When running a job in order to write output to Keep it is necessary to either a) use the Keep API in the Python SDK or b) write to a staging directory and then use arv-put to upload the contents. Both of these have disadvantages; using the Python API directly is only practical if the user script itself is written in Python. Writing to a staging directory requires sufficient scratch space on the compute node, and cannot stream the output to Keep servers as it is being written, instead requiring a potentially time consuming upload step after the actual job is finished.

Goals

  • Accommodate the vast majority of scripts and tools that naturally write their output as regular files
  • Improve performance by asynchronously streaming blocks to Keep as they are written, instead of waiting until the job is finished

Requirements

  • Allow user to use basic directory command line tools such as 'mv' and 'rm'
  • Support random-access read-write including r+ and w+, but optimize for once-through streaming writes of large files.

Proposal

We currently support a read-only mount.

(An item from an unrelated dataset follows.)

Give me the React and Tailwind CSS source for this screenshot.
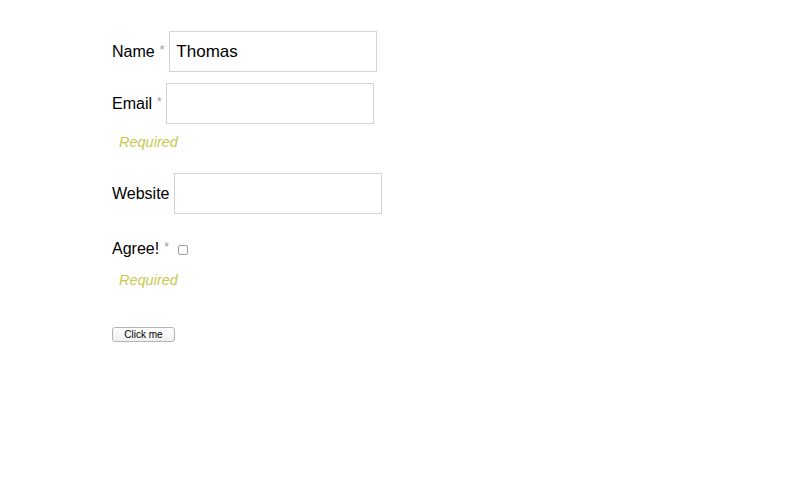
import React, { useState } from 'react';

function Asterisk() {
  return <span className="ml-[5px] text-[12px] text-[#999999] relative top-[-2px]">*</span>;
}

export default function App() {
  const [name, setName] = useState('Thomas');

  return (
    <div className="min-h-[500px] w-[800px] bg-white font-['Liberation_Sans',Arial,sans-serif] text-black">
      <form className="flex flex-col items-start pl-[112px] pt-[31px]" onSubmit={(e) => e.preventDefault()}>
        <div className="flex items-center h-[41px]">
          <label className="text-[16px] leading-none">Name</label>
          <Asterisk />
          <input
            value={name}
            onChange={(e) => setName(e.target.value)}
            className="ml-[5px] w-[208px] h-[41px] border border-[#d4d4d4] px-[6px] text-[17px] outline-none"
          />
        </div>

        <div className="flex items-center h-[41px] mt-[11px]">
          <label className="text-[16px] leading-none">Email</label>
          <Asterisk />
          <input className="ml-[4px] w-[208px] h-[41px] border border-[#d4d4d4] px-[6px] text-[17px] outline-none" />
        </div>
        <div className="mt-[9px] ml-[7px] h-[18px] text-[14.5px] leading-[18px] italic text-[#c9c94e]">Required</div>

        <div className="flex items-center h-[41px] mt-[22px]">
          <label className="text-[16px] leading-none">Website</label>
          <input className="ml-[4px] w-[208px] h-[41px] border border-[#d4d4d4] px-[6px] text-[17px] outline-none" />
        </div>

        <div className="flex items-center h-[18px] mt-[26px]">
          <label className="text-[16px] leading-none">Agree!</label>
          <Asterisk />
          <span className="ml-[9px] mt-[2px] w-[10px] h-[10px] rounded-[2px] border border-[#a0a0a0] bg-white" />
        </div>
        <div className="mt-[13px] ml-[7px] h-[18px] text-[14.5px] leading-[18px] italic text-[#c9c94e]">Required</div>

        <button
          type="submit"
          className="mt-[38px] w-[63px] h-[15px] rounded-[3px] border border-[#b4b4b4] bg-gradient-to-b from-white to-[#f0f0f0] text-[10px] leading-none text-black"
        >
          Click me
        </button>
      </form>
    </div>
  );
}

This streams from files Keep on-demand and presents a regular file system interface through FUSE. This has proven to be a key piece of infrastructure that greatly simplifies integration with existing tools that don't natively understand Keep. A corresponding writable mount would allow existing tools to write output to regular files without needing to be aware of Keep, while avoiding the drawbacks of writing to a staging directory. After the tool is finished, the writable mount directory would be committed as an Arvados collection.

Design

See also #3198

  1. arv-mount will implement a simple in-memory read-write file system using Keep as the backing store.
  2. Store metadata (name, directory, size, Keep blocks, ranges) for all files
  3. Can use 'mv', 'rm' to manipulates the metadata atomically
    • 'cp' and 'ln' are problematic because Unix doesn't have copy-on-write semantics for hard links; unclear if it is possible to know at the FUSE level that the user is copying a file as opposed to other read/write activity.
    • Content addressing doesn't prevent duplication if repacking files into a new set of blocks results in different block locators.
  4. Writes are recorded sequentially into a buffer block
  5. For each write, a corresponding range is patched into the file manifest (the manifest normalization code already contains most of the logic necessary to do this efficiently)
  6. When the buffer block is filled, a new buffer block is allocated, and the old buffer block is asynchronously uploaded. Metadata is updated with the actual Keep locator of the just-written block.
  7. Commit a new collection to API server at specified points
    1. on unmount, if modified
    2. on fsync?
    3. autocommit after N seconds (of inactivity?)
  8. Provide several virtual files:
    1. .arv/commit - write a character to this file (or maybe use 'touch') to force commit
    2. .arv/dirty - read 0 or 1 to indicate there if are uncommitted changes
    3. .arv/hash - read to get the hash of the last committed collection

Assumptions

Files are written out once, and a single file is written at a time. If either of these assumptions are violated, the proposed design will be less efficient because either a) blocks will contain garbage data from old writes that are superceded or b) writes will be interleaved resulting in a lengthy manifest with many small stream ranges instead of one large range. If (b) is a real problem, it could be addressed by having a separate buffer block for each file.